Looking at EIRP and RSSI - needs more than just casual observations - one really need a spectrum analyzer and a controlled environment - e.g. conducted path/cabled up - and then one can start to make some accurate assessments on radiated performance - then one can back things up with a radiated chamber similar to what SmallNetBuilder uses for their testing.

 

[maxbraketorque]

Turn BF off and try again... there's a glitch in the rules regarding TxBF and EIRP

In any event, vendors can do what they want as long as EIRP doesn't exceed regulatory requirements - some take a global view to reduce R&D and QA efforts.

Looking at EIRP and RSSI - needs more than just casual observations - one really need a spectrum analyzer and a controlled environment - e.g. conducted path/cabled up - and then one can start to make some accurate assessments on radiated performance - then one can back things up with a radiated chamber similar to what SmallNetBuilder uses for their testing.
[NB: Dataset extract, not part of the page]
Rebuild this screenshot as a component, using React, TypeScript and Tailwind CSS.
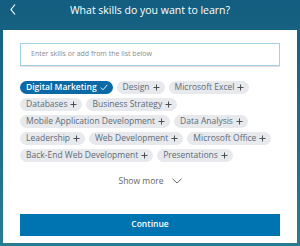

U-NII-1 channel values were the same with all BF disabled, while U-NII-3 channels were a few points worse in RSSI (and unchanged in background). In all the testing up to that point, I was very careful to maintain consistent conditions through the tests, including keeping myself in a consistent orientation relative to the computer. However this time, I got up to grab a glass of water in between observations, and when that happened, RSSI increased dramatically. So I redid all the observations with me away from the computer along with BF disabled, and this time, the Quality values were the same for U-NII-1 and U-NII-3. Background was still higher for U-NII-3 than for U-NII-1, but RSSI was higher in U-NII-3 by the same amount that background was higher.

I'm sure there is much to be learned from more detailed measurements, but it still doesn't seem like a bad idea to select the channel that gives best RSSI and/or Quality value.